A dozen recruits tried to flee but were also shot.

The bodies, in torn and bloodstained civilian clothes, were taken in the back of trucks to a National Guard base in the town of Mandali, near the Iranian border, where they were laid out in rows. Some bystanders wept.

A group led by al Qaeda ally Abu Musab al-Zarqawi claimed Sunday's deadly attack on Iraqi army recruits, according to an Internet statement.

al Qaeda Organisation for Holy War in Iraq, the new name of Zarqawi's group, said in a statement posted on a Web site often used by militants that it killed 48 "apostates" in the attack.

The attack was another blow to the US-backed interim government's efforts to build up Iraqi security forces to tackle a raging insurgency along with US-led forces.

"They were all executed, we found them executed," said Interior Ministry spokesman Adnan Abdul-Rahman. "We found them arranged in groups of 12 with bullets in the head," Iraqi National Guard officer Jassim Saadi told Reuters Television in Mandali, where the bodies were brought.

The recruits, based at Kirkush, some 90km north-east of Baghdad, had been heading for home leave when they were ambushed late on Saturday. Villagers heard the gunfire, found the bodies and called police. The minibuses were burned.

A senior security official, declining to be named, said most of the soldiers were from poor families in the mainly Shia cities of Basra, Amara and Nassiriya in southern Iraq. "It appears that they were ambushed by a large, well-organised force with good intelligence," the source said.

Guerrillas have frequently targeted Iraqis seen as co-operating with the US military or the interim government. Suicide bombings have killed hundreds of army, police and National Guard recruits in recent months.

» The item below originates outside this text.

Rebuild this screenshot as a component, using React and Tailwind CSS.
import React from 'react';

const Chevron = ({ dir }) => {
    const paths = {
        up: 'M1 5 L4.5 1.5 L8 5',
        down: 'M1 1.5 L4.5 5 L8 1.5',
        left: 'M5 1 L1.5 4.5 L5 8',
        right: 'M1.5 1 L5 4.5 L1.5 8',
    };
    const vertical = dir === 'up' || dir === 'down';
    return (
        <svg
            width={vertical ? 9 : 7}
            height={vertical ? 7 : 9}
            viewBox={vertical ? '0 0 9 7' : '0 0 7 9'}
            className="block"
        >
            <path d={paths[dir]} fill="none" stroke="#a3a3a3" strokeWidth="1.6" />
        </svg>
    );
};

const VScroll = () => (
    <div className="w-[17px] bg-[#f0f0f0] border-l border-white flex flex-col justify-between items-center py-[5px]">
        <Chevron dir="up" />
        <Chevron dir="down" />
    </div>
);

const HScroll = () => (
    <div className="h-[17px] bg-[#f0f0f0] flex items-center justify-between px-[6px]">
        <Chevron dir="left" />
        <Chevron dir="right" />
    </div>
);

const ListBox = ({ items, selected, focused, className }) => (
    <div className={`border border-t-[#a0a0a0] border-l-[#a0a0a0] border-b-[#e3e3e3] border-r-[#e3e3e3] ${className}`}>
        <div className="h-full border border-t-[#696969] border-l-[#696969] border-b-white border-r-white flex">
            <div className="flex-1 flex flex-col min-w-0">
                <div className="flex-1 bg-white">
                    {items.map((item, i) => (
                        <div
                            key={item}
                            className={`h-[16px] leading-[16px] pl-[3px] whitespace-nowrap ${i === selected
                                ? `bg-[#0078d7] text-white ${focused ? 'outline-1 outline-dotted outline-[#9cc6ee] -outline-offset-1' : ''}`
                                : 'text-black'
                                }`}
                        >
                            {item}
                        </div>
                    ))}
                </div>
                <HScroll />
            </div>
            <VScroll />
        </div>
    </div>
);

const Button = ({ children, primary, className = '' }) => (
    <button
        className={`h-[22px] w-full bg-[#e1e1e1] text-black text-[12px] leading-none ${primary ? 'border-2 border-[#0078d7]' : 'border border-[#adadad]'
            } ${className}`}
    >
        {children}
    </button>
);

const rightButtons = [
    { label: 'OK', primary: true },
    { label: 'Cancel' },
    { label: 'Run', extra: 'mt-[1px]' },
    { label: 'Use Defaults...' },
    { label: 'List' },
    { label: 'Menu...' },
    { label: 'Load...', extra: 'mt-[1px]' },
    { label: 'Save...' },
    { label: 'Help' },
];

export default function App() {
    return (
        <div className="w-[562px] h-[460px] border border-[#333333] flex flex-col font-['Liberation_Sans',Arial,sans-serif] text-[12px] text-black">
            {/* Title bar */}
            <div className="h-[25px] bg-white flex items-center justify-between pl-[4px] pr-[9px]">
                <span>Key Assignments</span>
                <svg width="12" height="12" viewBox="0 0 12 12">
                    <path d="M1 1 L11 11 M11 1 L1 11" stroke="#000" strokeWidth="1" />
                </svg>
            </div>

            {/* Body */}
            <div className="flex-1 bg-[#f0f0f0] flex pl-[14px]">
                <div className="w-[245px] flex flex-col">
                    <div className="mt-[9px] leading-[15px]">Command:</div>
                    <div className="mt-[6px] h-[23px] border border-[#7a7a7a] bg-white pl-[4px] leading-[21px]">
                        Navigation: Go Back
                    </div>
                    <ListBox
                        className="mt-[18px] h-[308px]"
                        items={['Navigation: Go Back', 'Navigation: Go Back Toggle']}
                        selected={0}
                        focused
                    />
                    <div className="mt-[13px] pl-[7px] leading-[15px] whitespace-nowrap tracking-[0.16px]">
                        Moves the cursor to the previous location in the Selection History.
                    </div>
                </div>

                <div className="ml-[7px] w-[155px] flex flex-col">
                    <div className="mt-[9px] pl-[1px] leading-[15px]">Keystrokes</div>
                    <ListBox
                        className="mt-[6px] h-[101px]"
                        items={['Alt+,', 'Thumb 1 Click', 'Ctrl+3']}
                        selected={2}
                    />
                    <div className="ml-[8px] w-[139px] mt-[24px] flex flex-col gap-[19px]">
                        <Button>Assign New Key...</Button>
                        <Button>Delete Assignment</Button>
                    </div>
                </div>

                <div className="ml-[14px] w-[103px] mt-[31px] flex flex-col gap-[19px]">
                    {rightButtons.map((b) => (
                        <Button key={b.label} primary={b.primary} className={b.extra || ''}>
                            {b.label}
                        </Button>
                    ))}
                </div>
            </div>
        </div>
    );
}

Iraqi security forces have taken a more visible role in counter-insurgency operations in the past few months and the interim government sees them as a key weapon in its drive to win back control of all rebel areas before elections in January.

A US embassy spokesman said a diplomatic security officer had been killed by a mortar attack on Camp Victory, a sprawling US military headquarters near Baghdad's international airport.

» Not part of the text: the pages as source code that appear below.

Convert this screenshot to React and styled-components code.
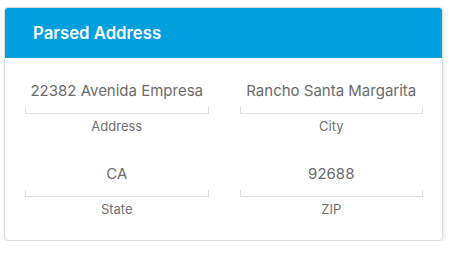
import React from "react";
import styled, { createGlobalStyle } from "styled-components";

const Global = createGlobalStyle`
  html, body { margin: 0; padding: 0; background: #fff; }
  body { font-family: Inter, "Noto Sans", sans-serif; }
`;

const Page = styled.div`
  padding: 7px 0 0 4px;
`;

const Card = styled.div`
  width: 439px;
  box-sizing: border-box;
  border: 1px solid #dcdcdc;
  border-radius: 4px;
  background: #fff;
  box-shadow: 1px 2px 5px rgba(0, 0, 0, 0.1);
  overflow: hidden;
`;

const Header = styled.div`
  height: 50px;
  background: #00a0de;
  color: #fff;
  display: flex;
  align-items: center;
  padding-left: 28px;
  font-size: 16.75px;
  font-weight: 600;
`;

const Body = styled.div`
  display: grid;
  grid-template-columns: 1fr 1fr;
  column-gap: 31px;
  row-gap: 30px;
  padding: 23px 19px 23px 20px;
`;

const Field = styled.div`
  display: flex;
  flex-direction: column;
  align-items: stretch;
  text-align: center;
`;

const Value = styled.div`
  font-size: 15px;
  line-height: 20px;
  color: #6b6b6b;
`;

const Bracket = styled.div`
  margin-top: 6px;
  height: 6px;
  border: 1px solid #dedede;
  border-top: none;
`;

const Label = styled.div`
  margin-top: 4px;
  font-size: 13px;
  line-height: 16px;
  color: #707070;
`;

const fields = [
  { value: "22382 Avenida Empresa", label: "Address" },
  { value: "Rancho Santa Margarita", label: "City" },
  { value: "CA", label: "State" },
  { value: "92688", label: "ZIP" },
];

export default function App() {
  return (
    <>
      <Global />
      <Page>
        <Card>
          <Header>Parsed Address</Header>
          <Body>
            {fields.map((f) => (
              <Field key={f.label}>
                <Value>{f.value}</Value>
                <Bracket />
                <Label>{f.label}</Label>
              </Field>
            ))}
          </Body>
        </Card>
      </Page>
    </>
  );
}
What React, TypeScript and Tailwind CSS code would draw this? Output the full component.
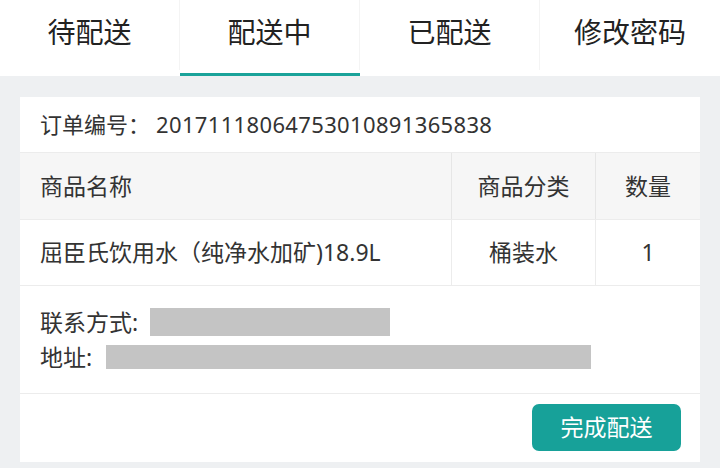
import React from "react";

const tabs = ["待配送", "配送中", "已配送", "修改密码"];

export default function App() {
  return (
    <div
      className="w-[720px] h-[468px] bg-[#eef0f2] overflow-hidden text-[#333333]"
      style={{ fontFamily: '"Noto Sans", "Noto Sans CJK SC", sans-serif' }}
    >
      <div className="flex h-[76px] bg-white">
        {tabs.map((t, i) => (
          <div
            key={t}
            className={
              i === 1
                ? "flex-1 flex justify-center border-b-[3px] border-[#1aa39a]"
                : "flex-1 flex justify-center border-b-[3px] border-transparent"
            }
          >
            <div
              className={
                i === 3
                  ? "w-full flex justify-center pt-[12px] text-[28px] leading-[40px] text-[#222222]"
                  : "w-full flex justify-center pt-[12px] text-[28px] leading-[40px] text-[#222222] border-r border-[#f4f4f4] mb-[3px]"
              }
            >
              {t}
            </div>
          </div>
        ))}
      </div>

      <div className="mx-[20px] mt-[21px] bg-white flex flex-col">
        <div className="h-[56px] flex items-center px-[20px] text-[22px] border-b border-[#ececec]">
          <span>订单编号：</span>
          <span className="ml-[6px] tracking-[0.35px]">20171118064753010891365838</span>
        </div>

        <div className="flex h-[67px] bg-[#f6f6f6] border-b border-[#ececec] text-[23px]">
          <div className="w-[432px] flex items-center px-[20px] border-r border-[#e6e6e6]">
            商品名称
          </div>
          <div className="w-[144px] flex items-center justify-center border-r border-[#e6e6e6]">
            商品分类
          </div>
          <div className="flex-1 flex items-center justify-center">数量</div>
        </div>

        <div className="flex h-[66px] border-b border-[#ececec] text-[23px]">
          <div className="w-[432px] flex items-center px-[20px] border-r border-[#ececec]">
            屈臣氏饮用水（纯净水加矿)18.9L
          </div>
          <div className="w-[144px] flex items-center justify-center border-r border-[#ececec]">
            桶装水
          </div>
          <div className="flex-1 flex items-center justify-center">1</div>
        </div>

        <div className="h-[108px] flex flex-col pl-[20px] pt-[22px] border-b border-[#ececec] text-[23px]">
          <div className="flex items-center h-[28px]">
            <span className="w-[110px] leading-[28px]">联系方式:</span>
            <span className="w-[240px] h-[28px] bg-[#c4c4c4]" />
          </div>
          <div className="flex items-center h-[24px] mt-[9px]">
            <span className="w-[66px] leading-[24px]">地址:</span>
            <span className="w-[485px] h-[24px] bg-[#c4c4c4]" />
          </div>
        </div>

        <div className="h-[68px] flex items-start justify-end pr-[19px] pt-[10px]">
          <button className="w-[149px] h-[47px] rounded-[7px] bg-[#17a199] text-white text-[23px] flex items-center justify-center">
            完成配送
          </button>
        </div>
      </div>
    </div>
  );
}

A Bulgarian soldier serving with US-led multinational forces was killed and three others were wounded when a car bomb exploded near their military convoy in the southern city of Kerbala, government and military officials said.

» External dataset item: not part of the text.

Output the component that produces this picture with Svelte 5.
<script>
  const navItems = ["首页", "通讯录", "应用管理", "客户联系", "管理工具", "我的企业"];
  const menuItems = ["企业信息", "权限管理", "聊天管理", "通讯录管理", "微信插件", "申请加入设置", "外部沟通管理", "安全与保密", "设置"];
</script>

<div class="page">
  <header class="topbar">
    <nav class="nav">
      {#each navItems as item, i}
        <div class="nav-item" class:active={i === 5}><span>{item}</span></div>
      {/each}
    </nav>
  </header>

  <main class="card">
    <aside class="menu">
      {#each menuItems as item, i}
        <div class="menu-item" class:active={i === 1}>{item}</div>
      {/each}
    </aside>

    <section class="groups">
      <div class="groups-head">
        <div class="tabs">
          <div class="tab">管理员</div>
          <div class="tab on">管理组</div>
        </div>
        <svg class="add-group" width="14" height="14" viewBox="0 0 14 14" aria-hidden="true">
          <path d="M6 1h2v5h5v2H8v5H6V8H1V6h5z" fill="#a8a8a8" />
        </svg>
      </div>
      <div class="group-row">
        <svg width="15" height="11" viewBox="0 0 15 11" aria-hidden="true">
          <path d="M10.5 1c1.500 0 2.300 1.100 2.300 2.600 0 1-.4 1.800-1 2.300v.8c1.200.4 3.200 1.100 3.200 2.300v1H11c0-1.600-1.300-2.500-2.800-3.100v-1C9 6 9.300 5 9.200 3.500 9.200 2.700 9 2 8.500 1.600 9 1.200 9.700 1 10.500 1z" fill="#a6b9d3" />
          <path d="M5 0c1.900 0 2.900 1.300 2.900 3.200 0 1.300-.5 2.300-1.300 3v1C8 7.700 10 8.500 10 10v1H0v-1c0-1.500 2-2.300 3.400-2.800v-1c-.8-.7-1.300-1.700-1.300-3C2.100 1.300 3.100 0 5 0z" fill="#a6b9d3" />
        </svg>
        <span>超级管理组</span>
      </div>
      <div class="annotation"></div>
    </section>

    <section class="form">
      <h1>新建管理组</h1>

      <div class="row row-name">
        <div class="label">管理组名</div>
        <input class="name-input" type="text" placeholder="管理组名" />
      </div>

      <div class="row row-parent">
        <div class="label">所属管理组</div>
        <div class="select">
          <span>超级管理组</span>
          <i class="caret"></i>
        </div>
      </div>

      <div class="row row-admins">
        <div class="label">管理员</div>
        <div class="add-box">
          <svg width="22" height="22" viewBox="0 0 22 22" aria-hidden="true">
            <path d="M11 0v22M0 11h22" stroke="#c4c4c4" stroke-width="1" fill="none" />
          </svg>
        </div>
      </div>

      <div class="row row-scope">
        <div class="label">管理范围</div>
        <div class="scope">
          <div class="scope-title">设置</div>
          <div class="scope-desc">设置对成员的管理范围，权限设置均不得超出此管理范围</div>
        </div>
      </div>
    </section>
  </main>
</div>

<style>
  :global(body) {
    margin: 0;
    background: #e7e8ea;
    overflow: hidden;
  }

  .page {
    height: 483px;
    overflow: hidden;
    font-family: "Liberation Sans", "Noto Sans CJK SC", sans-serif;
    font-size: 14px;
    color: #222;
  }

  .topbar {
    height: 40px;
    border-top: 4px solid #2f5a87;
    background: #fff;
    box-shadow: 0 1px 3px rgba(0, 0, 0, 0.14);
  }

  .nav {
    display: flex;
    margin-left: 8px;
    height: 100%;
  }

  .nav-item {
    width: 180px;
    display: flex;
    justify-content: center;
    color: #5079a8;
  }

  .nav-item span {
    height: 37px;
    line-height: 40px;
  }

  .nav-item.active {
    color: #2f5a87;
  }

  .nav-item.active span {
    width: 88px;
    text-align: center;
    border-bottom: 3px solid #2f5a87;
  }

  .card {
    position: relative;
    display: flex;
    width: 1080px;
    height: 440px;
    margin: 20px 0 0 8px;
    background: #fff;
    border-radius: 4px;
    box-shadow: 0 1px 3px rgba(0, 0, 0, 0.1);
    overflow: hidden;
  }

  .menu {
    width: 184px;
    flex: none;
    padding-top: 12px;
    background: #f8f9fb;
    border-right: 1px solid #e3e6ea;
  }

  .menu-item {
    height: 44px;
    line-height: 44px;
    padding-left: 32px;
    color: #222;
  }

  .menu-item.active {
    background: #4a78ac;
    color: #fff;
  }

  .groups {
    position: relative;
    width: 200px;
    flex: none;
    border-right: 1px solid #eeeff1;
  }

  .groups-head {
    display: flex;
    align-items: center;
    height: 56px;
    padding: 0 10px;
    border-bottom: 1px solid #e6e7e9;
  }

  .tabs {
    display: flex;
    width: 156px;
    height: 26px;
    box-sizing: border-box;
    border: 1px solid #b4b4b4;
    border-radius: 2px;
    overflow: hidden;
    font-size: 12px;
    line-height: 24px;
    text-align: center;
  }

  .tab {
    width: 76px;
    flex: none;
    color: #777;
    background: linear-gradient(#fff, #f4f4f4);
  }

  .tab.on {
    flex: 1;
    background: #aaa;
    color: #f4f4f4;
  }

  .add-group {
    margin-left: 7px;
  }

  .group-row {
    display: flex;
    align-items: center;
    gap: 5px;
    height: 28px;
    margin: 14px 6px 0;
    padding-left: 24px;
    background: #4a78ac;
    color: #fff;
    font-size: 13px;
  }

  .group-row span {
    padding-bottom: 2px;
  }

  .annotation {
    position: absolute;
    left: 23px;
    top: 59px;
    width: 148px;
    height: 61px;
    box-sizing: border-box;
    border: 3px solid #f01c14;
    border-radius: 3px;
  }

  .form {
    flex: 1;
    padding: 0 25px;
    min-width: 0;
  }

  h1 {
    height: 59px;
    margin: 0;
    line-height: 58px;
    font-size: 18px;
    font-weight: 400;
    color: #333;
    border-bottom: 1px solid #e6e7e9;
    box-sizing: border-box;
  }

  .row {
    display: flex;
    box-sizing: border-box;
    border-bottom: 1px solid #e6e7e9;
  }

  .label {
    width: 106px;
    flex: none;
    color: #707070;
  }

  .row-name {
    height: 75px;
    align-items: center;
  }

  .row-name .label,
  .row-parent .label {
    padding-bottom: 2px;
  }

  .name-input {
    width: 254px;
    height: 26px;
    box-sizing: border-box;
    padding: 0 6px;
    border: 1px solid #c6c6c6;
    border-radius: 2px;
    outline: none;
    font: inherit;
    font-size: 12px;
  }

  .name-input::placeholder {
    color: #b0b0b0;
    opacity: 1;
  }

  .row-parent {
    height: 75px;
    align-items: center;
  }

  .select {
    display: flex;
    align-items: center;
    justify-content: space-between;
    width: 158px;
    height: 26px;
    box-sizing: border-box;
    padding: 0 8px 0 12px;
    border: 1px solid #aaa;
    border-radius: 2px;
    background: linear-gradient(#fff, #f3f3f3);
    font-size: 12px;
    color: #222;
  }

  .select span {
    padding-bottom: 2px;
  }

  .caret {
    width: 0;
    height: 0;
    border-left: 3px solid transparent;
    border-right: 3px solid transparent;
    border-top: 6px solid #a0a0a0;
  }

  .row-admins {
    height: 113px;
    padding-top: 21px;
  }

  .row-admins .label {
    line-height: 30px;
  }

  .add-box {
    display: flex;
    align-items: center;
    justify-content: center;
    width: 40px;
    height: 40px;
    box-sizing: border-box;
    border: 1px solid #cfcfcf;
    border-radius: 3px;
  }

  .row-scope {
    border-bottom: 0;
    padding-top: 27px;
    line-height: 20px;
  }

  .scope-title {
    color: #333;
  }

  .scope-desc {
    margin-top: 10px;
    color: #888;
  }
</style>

Gunmen shot dead a Turkish truck driver in northern Iraq, police said, a day after two other truckers from Turkey were killed near the city of Mosul. The man's body was found beside a highway near Iraq's largest refinery at Baiji, 210km north of Baghdad.

The headless body of an unidentified man in a business suit was found with feet tied, floating in the Tigris River near the northern city of Kirkuk, police said.

The body was the fourth to be recovered from the area in the past two months. The other three appeared to have been Iraqis working with US forces, police said.

US warplanes pounded targets in rebel-held Falluja, the toughest guerrilla stronghold, on Sunday, killing five people, witnesses said. Hospital officials said the dead were civilians.

A powerful group of Sunni clerics threatened to call a boycott of Iraq's planned elections in January if US forces launch a widely expected full-scale assault on Fallujah.